Davidovich stressed that she went out of her way to contradict stereotypes.

“What drives me nuts,” she said, banging a fist on her skirt, “is in popular culture, Jewish women are always portrayed as unattractive, big-mouthed, annoying, bossy women” and “Jewish men are always portrayed as dorky, nerdy, nebishy, insecure, self-effacing.”

So, she chose an all-Jewish, good-looking cast.

Davidovich and Litvak insisted that in the end, their film comes down on the side of Judaism. The movie shows that the Jewish religion, and the Passover seder in particular, can provide a framework for personal redemption, Litvak said.

Rabbi Mark Blazer, the 38-year-old leader of Reform Temple Beth Ami in Santa Clarita, agreed: “This [movie] can really show people what the Passover seder can do, that it can be a really transformative experience.”

Blazer also sees the movie as part of a trend toward Jews’ opening up about Judaism in popular culture. For years, Jews who produced TV shows and movies shied away from discussing their Jewishness on screen, he said. But today, Jews are finally willing to explore the essence of their religion in their art.

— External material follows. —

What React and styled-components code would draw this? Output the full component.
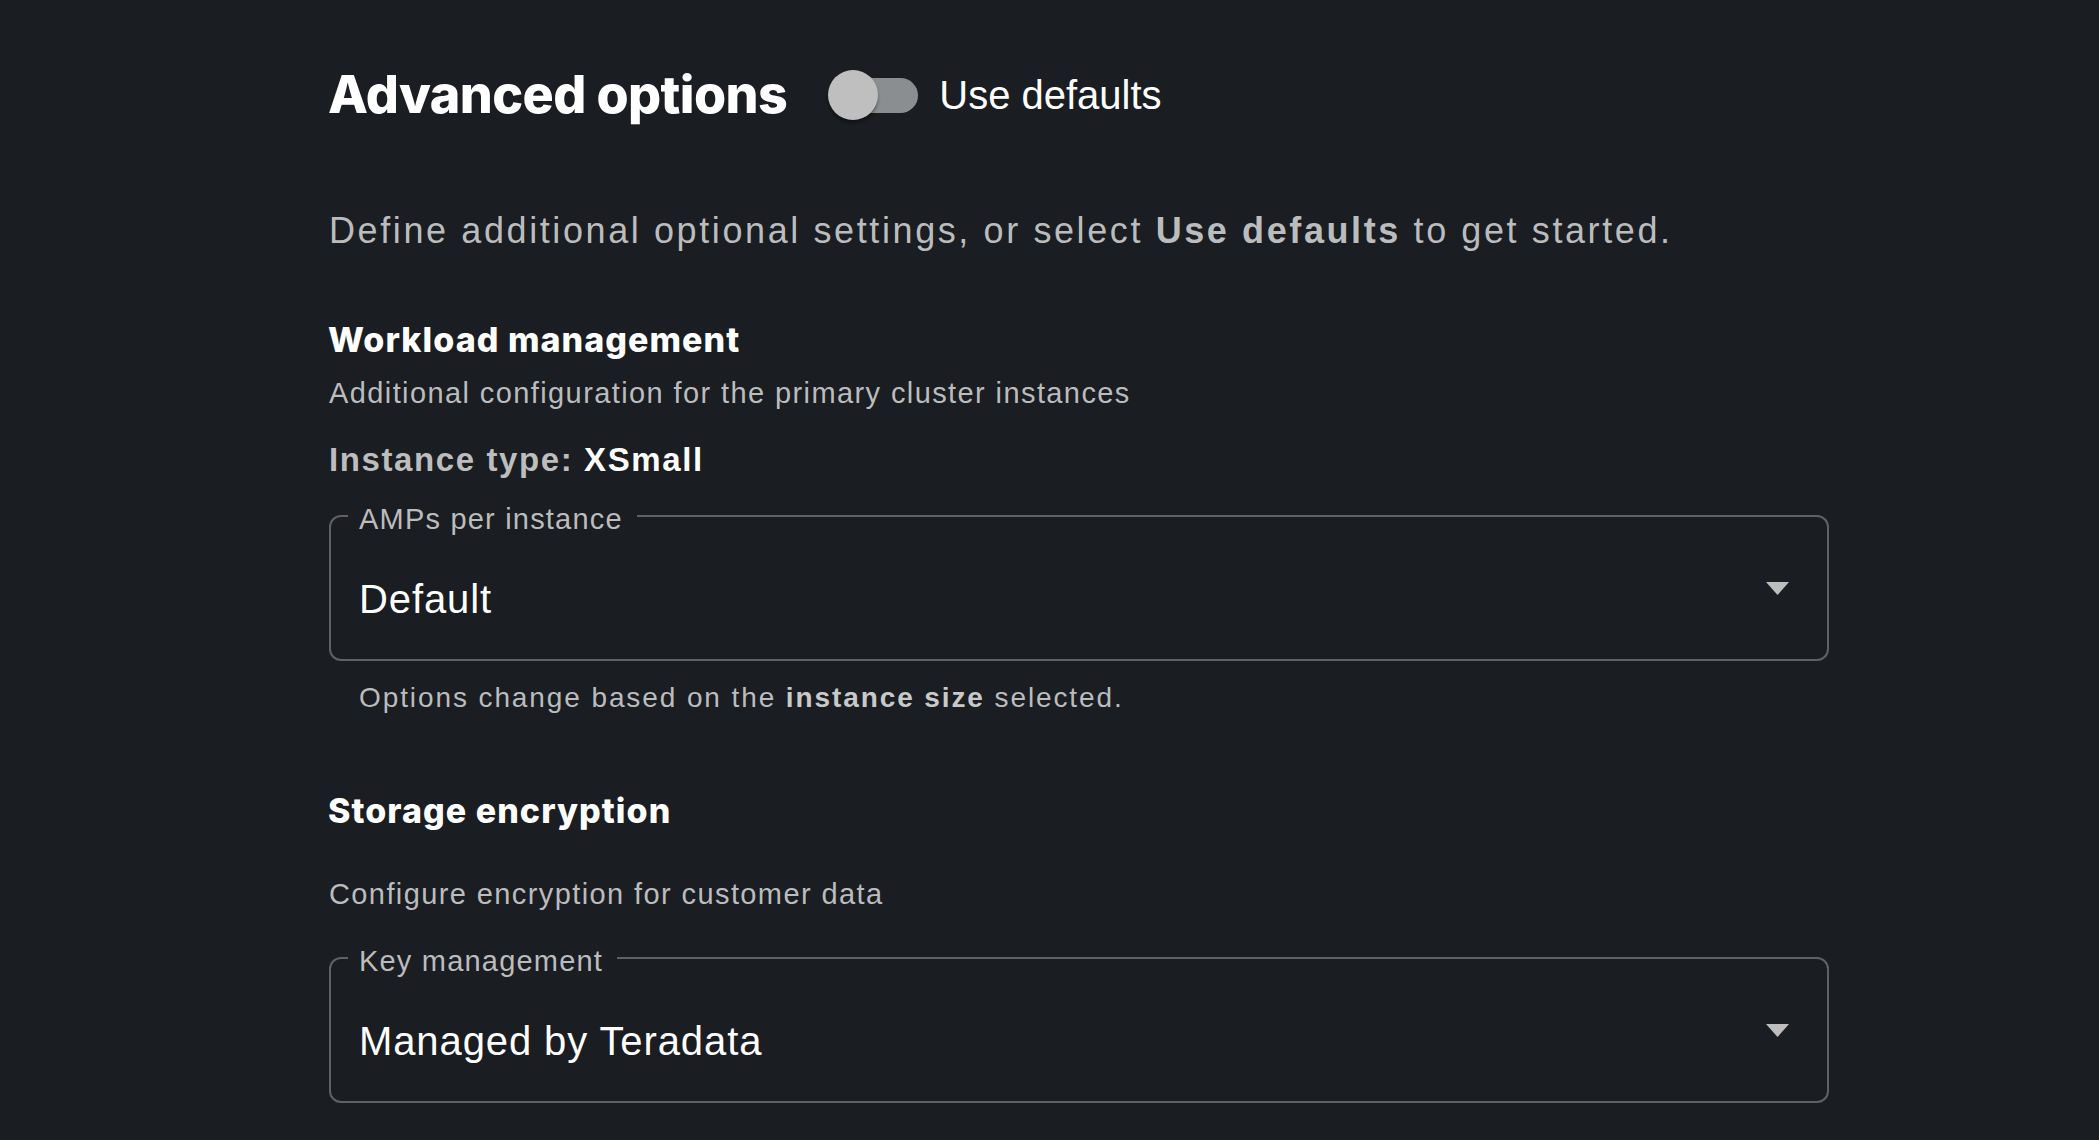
import React from "react";
import styled, { createGlobalStyle } from "styled-components";

const GlobalStyle = createGlobalStyle`
  body {
    margin: 0;
    background: #1a1d21;
    font-family: "Liberation Sans", Arial, sans-serif;
  }
`;

const Page = styled.main`
  min-height: 100vh;
  box-sizing: border-box;
  padding: 69px 0 0 329px;
  background: #1a1d21;
`;

const Content = styled.div`
  width: 1500px;
  display: flex;
  flex-direction: column;
`;

const Header = styled.div`
  display: flex;
  align-items: center;
  height: 52px;
`;

const Title = styled.h1`
  margin: 0 41px 0 -1px;
  font-family: Inter, sans-serif;
  font-weight: 800;
  font-size: 52px;
  line-height: 1;
  letter-spacing: -0.6px;
  color: #fff;
`;

const SwitchRoot = styled.label`
  position: relative;
  display: flex;
  align-items: center;
  width: 90px;
  height: 50px;
  margin-right: 21px;
  cursor: pointer;

  &::before {
    content: "";
    position: absolute;
    left: 5px;
    top: 8px;
    width: 85px;
    height: 35px;
    border-radius: 18px;
    background: #8b8e90;
  }
`;

const Knob = styled.span`
  position: relative;
  width: 50px;
  height: 50px;
  border-radius: 50%;
  background: #bfbfbf;
  box-shadow: 0 3px 3px rgba(0, 0, 0, 0.35);
`;

const SwitchText = styled.span`
  font-size: 40px;
  line-height: 1;
  color: #fff;
`;

const Lead = styled.p`
  margin: 92px 0 0 0;
  font-size: 36px;
  line-height: 1;
  letter-spacing: 2.6px;
  color: #bbbcbd;

  b {
    font-weight: 700;
  }
`;

const SectionTitle = styled.h2`
  margin: ${(p) => p.$top}px 0 0 -1px;
  font-family: Inter, sans-serif;
  font-weight: 800;
  font-size: 34px;
  line-height: 1;
  letter-spacing: 1.05px;
  color: #fff;
`;

const SubText = styled.p`
  margin: ${(p) => p.$top}px 0 0 0;
  font-size: 29px;
  line-height: 1;
  letter-spacing: 1.4px;
  color: #bbbcbd;
`;

const InstanceType = styled.p`
  margin: 35px 0 0 0;
  font-size: 33px;
  font-weight: 700;
  line-height: 1;
  letter-spacing: 1.6px;
  color: #bdbdbd;

  span {
    color: #fff;
  }
`;

const Field = styled.fieldset`
  margin: ${(p) => p.$top}px 0 0 0;
  padding: 0 38px 0 17px;
  min-width: 0;
  border: 2px solid #5e6266;
  border-radius: 12px;
`;

const Legend = styled.legend`
  padding: 7px 14px 0 11px;
  font-size: 29px;
  line-height: 1;
  letter-spacing: 1.2px;
  color: #bbbcbd;
`;

const SelectRow = styled.div`
  display: flex;
  align-items: flex-start;
  justify-content: space-between;
  height: 40px;
  margin: 45px 0 40px 0;
  padding-left: 11px;
`;

const SelectValue = styled.span`
  font-size: 40px;
  line-height: 1;
  letter-spacing: 0.9px;
  color: #fff;
`;

const Caret = styled.svg`
  margin-top: 3px;
  flex: none;
`;

const Helper = styled.p`
  margin: 23px 0 0 30px;
  font-size: 28px;
  line-height: 1;
  letter-spacing: 1.9px;
  color: #bbbcbd;

  b {
    color: #c9c9c9;
  }
`;

const Select = ({ label, value, top }) => (
  <Field $top={top}>
    <Legend>{label}</Legend>
    <SelectRow>
      <SelectValue>{value}</SelectValue>
      <Caret width="23" height="13" viewBox="0 0 23 13">
        <polygon points="0,0 23,0 11.5,13" fill="#bdbdbd" />
      </Caret>
    </SelectRow>
  </Field>
);

export default function App() {
  return (
    <Page>
      <GlobalStyle />
      <Content>
        <Header>
          <Title>Advanced options</Title>
          <SwitchRoot>
            <Knob />
          </SwitchRoot>
          <SwitchText>Use defaults</SwitchText>
        </Header>

        <Lead>
          Define additional optional settings, or select <b>Use defaults</b> to get started.
        </Lead>

        <SectionTitle $top={74}>Workload management</SectionTitle>
        <SubText $top={22}>Additional configuration for the primary cluster instances</SubText>
        <InstanceType>
          Instance type: <span>XSmall</span>
        </InstanceType>
        <Select top={22} label="AMPs per instance" value="Default" />
        <Helper>
          Options change based on the <b>instance size</b> selected.
        </Helper>

        <SectionTitle $top={82}>Storage encryption</SectionTitle>
        <SubText $top={52}>Configure encryption for customer data</SubText>
        <Select top={31} label="Key management" value="Managed by Teradata" />
      </Content>
    </Page>
  );
}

Blazer attributed the opposing reactions to the movie to “a generational gap.” Younger Jews do not feel as anxious about seeing Jews portrayed in a negative light as those born closer to the time of the Holocaust, he said.

“Some see this movie, and they worry about the message that it sends,” he said. “They’re worried that it’s going to contribute to anti-Semitism.”

But “for us,” he added, “we don’t have that same level of discomfort.”